Peremajaan Sawit Rakyat Tak Maksimal, Gus Falah : NU Siap Bantu!

Loading

Jakarta- Ketua Tanfidziyah Pengurus Besar Nahdlatul Ulama (PBNU) Nasyirul Falah Amru menyoroti belum maksimalnya program Peremajaan Sawit Rakyat (PSR) yang dilakukan pemerintah.

Tokoh yang akrab disapa Gus Falah itu mengungkapkan, realisasi program Peremajaan Sawit Rakyat baru mencakup 273 ribu hektar lahan kelapa sawit hingga akhir 2022.

“Jadi implementasi program PSR yang ditargetkan pemerintah mencapai 540 ribu hektar hingga 2024, atau 180 ribu hektar per tahun ini belum tercapai,” ungkap Gus Falah dalam keterangan tertulisnya, Rabu 23 Agustus 2023.

“Kami di NU (Nahdlatul Ulama) mendukung peremajaan sawit rakyat, melalui Koperasi Petani Sawit Nahdlatul Ulama atau Koptasinu, disini para pengurus NU di wilayah dan cabang berfungsi sebagai operator program yang siap menyukseskan PSR,” tambah Ketua Tanfidziyah PBNU bidang ekonomi dan lingkungan hidup itu.

Gus Falah menegaskan, melalui Koptasinu, NU siap bersinergi dengan pemerintah untuk mendorong pelaksanaan PSR agar sesuai target.

Dia mengingatkan, PSR bisa mendorong produktivitas perkebunan sawit negeri ini. Apalagi, Indonesia sudah menerapkan kebijakan biodiesel 35% (B35) sejak 1 Agustus 2023, yang membutuhkan pasokan sawit memadai.

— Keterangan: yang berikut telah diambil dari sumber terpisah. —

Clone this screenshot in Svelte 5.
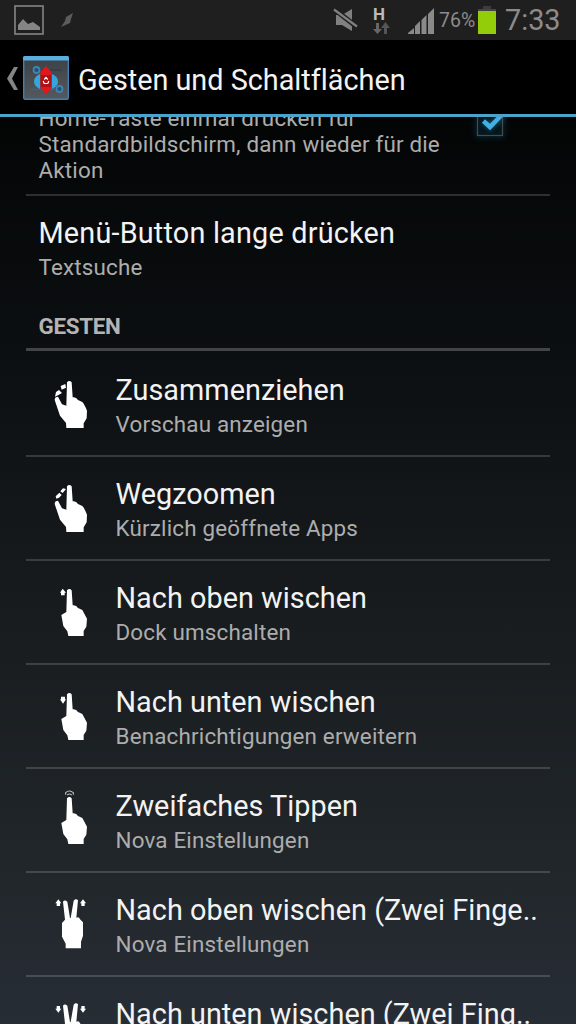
<script>
  const gestures = [
    { icon: 'pinch',     title: 'Zusammenziehen',  summary: 'Vorschau anzeigen' },
    { icon: 'spread',    title: 'Wegzoomen',       summary: 'Kürzlich geöffnete Apps' },
    { icon: 'up',        title: 'Nach oben wischen',  summary: 'Dock umschalten' },
    { icon: 'down',      title: 'Nach unten wischen', summary: 'Benachrichtigungen erweitern' },
    { icon: 'doubletap', title: 'Zweifaches Tippen',  summary: 'Nova Einstellungen' },
    { icon: 'up2',       title: 'Nach oben wischen (Zwei Finge..', summary: 'Nova Einstellungen' },
    { icon: 'down2',     title: 'Nach unten wischen (Zwei Fing..', summary: '' },
  ];
</script>

<div class="screen">
  <header class="status">
    <svg class="picture" width="30" height="30" viewBox="0 0 30 30">
      <rect x="1" y="1" width="28" height="28" fill="none" stroke="#858585" stroke-width="1.600" />
      <path d="M4 25V20L9 14L14 19L19 17L26 22V25Z" fill="#858585" />
    </svg>
    <svg class="bolt" width="14" height="16" viewBox="0 0 14 16">
      <path d="M12 0L5 4L4 8L0 14L9 10L10 6Z" fill="#5c5c5c" />
    </svg>

    <svg class="mute" width="26" height="24" viewBox="0 0 26 24">
      <path d="M3 7H9L19 1V23L9 17H3Z" fill="#808080" />
      <path d="M1 1L24 19" stroke="#1f1f1f" stroke-width="5" />
      <path d="M1 1.500L24 18.500" stroke="#808080" stroke-width="2.200" />
    </svg>
    <div class="network">
      <span>H</span>
      <svg width="17" height="13" viewBox="0 0 17 13">
        <path d="M3 1H6V7H9L4.500 12L0 7H3Z" fill="#666" />
        <path d="M11 12H14V6H17L12.500 0L8 6H11Z" fill="#555" />
      </svg>
    </div>
    <svg class="signal" width="27" height="26" viewBox="0 0 27 26">
      <path d="M0 26V25L6 20V26ZM7 26V18L12 13V26ZM13.500 26V12L18.500 7V26ZM20 26V6L26 0V26Z" fill="#8a8a8a" />
    </svg>
    <span class="percent">76%</span>
    <svg class="battery" width="18" height="28" viewBox="0 0 18 28">
      <rect x="5" y="0" width="8" height="3" fill="#3c3c3c" />
      <rect x="0" y="3" width="18" height="2" fill="#444" />
      <rect x="0" y="5" width="18" height="23" fill="#93cc08" />
    </svg>
    <span class="clock">7:33</span>
  </header>

  <div class="actionbar">
    <svg class="back" width="11" height="23" viewBox="0 0 11 23">
      <path d="M7 0H11L5 11.500L11 23H7L0 11.500Z" fill="#858585" />
    </svg>
    <svg class="app" width="46" height="44" viewBox="0 0 46 44">
      <defs>
        <linearGradient id="tile" x1="0" y1="0" x2="0" y2="1">
          <stop offset="0" stop-color="#3c4145" />
          <stop offset="1" stop-color="#55595d" />
        </linearGradient>
      </defs>
      <rect x=".7" y="1" width="44.600" height="42.300" rx="1.500" fill="url(#tile)" stroke="#417fb0" stroke-width="1.400" />
      <rect x="0" y="0" width="46" height="4.500" rx="1.500" fill="#5aaee0" />
      <path d="M8 14H39" stroke="#2d3f52" stroke-width="1.500" />
      <path d="M8 33.500H32" stroke="#35658d" stroke-width="1.500" />
      <circle cx="13.500" cy="14" r="3" fill="#2c4e6c" stroke="#3d83b5" stroke-width="1.800" />
      <circle cx="36.500" cy="33" r="3" fill="#2c4e6c" stroke="#3d83b5" stroke-width="1.800" />
      <path d="M17 18V33C9 30 9 21 17 18ZM29 18V33C37 30 37 21 29 18Z" fill="#35a5de" />
      <path d="M23 10L28.500 16V32L23 38.500L17.500 32V16Z" fill="#e0181b" />
      <rect x="18" y="19" width="10" height="12" fill="#b01016" />
      <path d="M21.300 23.500L23 21.500L24.700 23.500M25.800 25L24.800 27.500H21.200L20.200 25" fill="none" stroke="#fff" stroke-width="1.200" />
    </svg>
    <h1>Gesten und Schaltflächen</h1>
  </div>

  <main>
    <div class="pref home">
      <p>Home-Taste einmal drücken für<br />Standardbildschirm, dann wieder für die<br />Aktion</p>
      <svg class="check" width="36" height="36" viewBox="0 0 36 36">
        <rect x="5.500" y="5.500" width="25" height="25" fill="none" stroke="#4a4a4a" stroke-width="1.200" />
        <path d="M11.500 16L18 22L31 8.500" fill="none" stroke="#43b0e4" stroke-width="4.500" />
      </svg>
    </div>

    <div class="pref menu">
      <div class="text">
        <h2>Menü-Button lange drücken</h2>
        <p>Textsuche</p>
      </div>
    </div>

    <h3>GESTEN</h3>

    {#each gestures as { icon, title, summary }}
      <div class="pref gesture">
        <svg class="hand" width="70" height="70" viewBox="0 0 210 210" fill="#fff">
          {#if icon === 'pinch' || icon === 'spread'}
            <path d="M81 37Q88 29 95 37L98 82Q108 80 114 90L127 96Q133 102 141 122L140 145L131 160V174H79L78 159L60 137L44 90Q44 80 54 80L66 103L79 107Z" />
            {#if icon === 'pinch'}
              <path d="M76 42L78 53L65 59L62 48ZM57 60L66 69L54 76L45 80L48 66Z" />
            {:else}
              <path d="M69 43L78 45L68 57L61 52ZM58 56L65 63L57 71L49 74L47 67Z" />
            {/if}
          {:else if icon === 'up2' || icon === 'down2'}
            <path d="M69 35Q74 28 82 35L90 84H92L101 32Q108 24 114 31L109 83Q117 79 120 88L129 97V137L123 155V175H77V161L66 140V99L75 89Z" />
            {#if icon === 'up2'}
              <path d="M55 28L64 40H60V48H50V40H46ZM129 28L138 40H134V48H124V40H120Z" />
            {:else}
              <path d="M50 36H60V44H64L55 56L46 44H50ZM124 36H134V44H138L129 56L120 44H124Z" />
            {/if}
          {:else}
            <path d="M81 37Q88 29 95 37L98 82Q108 80 114 90L127 96L141 122L139 146L131 159V174H85L82 160L70 144L64 111L79 102Z" />
            {#if icon === 'up'}
              <path d="M68 32L78 44H74V52H63V44H60Z" />
            {:else if icon === 'down'}
              <path d="M63 44H75V52H78L69 65L60 52H63Z" />
            {:else}
              <path d="M77 26V20Q88 10 100 20V26M82 27Q88 21 95 27" fill="none" stroke="#bbb" stroke-width="3.500" />
            {/if}
          {/if}
        </svg>
        <div class="text">
          <h2>{title}</h2>
          {#if summary}<p>{summary}</p>{/if}
        </div>
      </div>
    {/each}
  </main>
</div>

<style>
  :global(body) {
    background: #000;
    overflow: hidden;
  }

  .screen {
    width: 576px;
    height: 1024px;
    display: flex;
    flex-direction: column;
    overflow: hidden;
    font-family: Roboto, sans-serif;
    font-variant-ligatures: none;
    background: linear-gradient(#000 0, #030505 115px, #0c0f11 350px, #171b1e 600px, #21262a 860px, #272d35 1024px);
  }

  h1, h2, h3, p {
    margin: 0;
    font-weight: 400;
    white-space: nowrap;
  }

  /* Status bar */
  .status {
    height: 40px;
    flex-shrink: 0;
    display: flex;
    align-items: flex-start;
    background: #1f1f1f;
    color: #8c8c8c;
  }

  .picture { margin: 5px 0 0 14px; }
  .bolt { margin: 13px 0 0 17px; }
  .mute { margin: 8px 0 0 auto; }

  .network {
    width: 18px;
    margin: 6px 2px 0 14px;
    display: flex;
    flex-direction: column;
  }

  .network span {
    font-size: 17px;
    line-height: 16px;
    font-weight: 700;
    color: #bbb;
  }

  .signal { margin: 8px 0 0 15px; }

  .percent {
    width: 39px;
    margin-left: 4px;
    font-size: 19.5px;
    line-height: 41px;
  }

  .battery { margin-top: 6px; }

  .clock {
    width: 62px;
    padding-left: 9px;
    margin-right: 9px;
    font-size: 28.8px;
    line-height: 40px;
  }

  /* Action bar */
  .actionbar {
    height: 77px;
    flex-shrink: 0;
    box-sizing: border-box;
    display: flex;
    align-items: center;
    background: #000;
    border-bottom: 3px solid #4ba3cc;
  }

  .back { margin: 3px 0 0 7px; }
  .app { margin: 2px 0 0 5px; }

  h1 {
    margin: 6px 0 0 9px;
    font-size: 28.8px;
    color: #f3f3f3;
  }

  /* Preference list */
  main {
    flex: 1;
    min-height: 0;
    overflow: hidden;
    padding: 0 26px;
  }

  .pref {
    height: 104px;
    box-sizing: border-box;
    display: flex;
    align-items: flex-start;
    border-top: 2px solid rgba(255, 255, 255, 0.16);
  }

  h2 {
    font-size: 28.8px;
    line-height: 34px;
    letter-spacing: 0.04px;
    color: #f3f3f3;
  }

  p {
    font-size: 22.4px;
    line-height: 26px;
    letter-spacing: 0.18px;
    color: #adadad;
  }

  .text {
    padding-top: 20px;
  }

  .text p { margin-top: 4px; }

  .home {
    height: 77px;
    border-top: 0;
    padding-left: 12.5px;
    justify-content: space-between;
  }

  .home p { margin-top: -12px; }

  .check {
    margin: -12px 42px 0 0;
    filter: drop-shadow(0 0 3px #1579a8);
  }

  .menu { padding-left: 12.5px; }
  .menu h2 { letter-spacing: 0.2px; }

  h3 {
    height: 53px;
    box-sizing: border-box;
    padding: 15px 0 0 12.5px;
    font-size: 22.4px;
    line-height: 26px;
    font-weight: 700;
    letter-spacing: -0.3px;
    color: #b4b4b4;
    border-bottom: 3px solid #424446;
  }

  h3 + .gesture { border-top-color: transparent; }

  .hand {
    margin: 17px 5.5px 0 14px;
    flex-shrink: 0;
  }
</style>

Selain memacu produktivitas sawit nasional, Gus Falah juga menyatakan peremajaan sawit diperlukan untuk meningkatkan kesejahteraan petani.

“Petani sawit ini khan kebanyakan warga NU, sehingga NU juga harus memastikan PSR sukses agar petani sawit yang juga warga Nahdliyin ini sejahtera. Jadi NU siap membantu pemerintah menyukseskan PSR,” ujar Gus Falah.

Hanya saja, sambung Gus Falah, pemerintah juga harus serius menyelesaikan ‘pekerjaan rumah’ yang menghambat implementasi PSR. Salah satu pekerjaan rumah itu adalah problem legalitas lahan pada kebun sawit rakyat di kawasan hutan.

“Pemerintah, terutama Kementerian terkait harus serius menyukseskan PSR, karena bila PSR sukses maka sukses juga kebijakan B35 kita, sebagai bagian dari upaya kita mengurangi energi fosil,” tambah Anggota Komisi VII DPR-RI itu.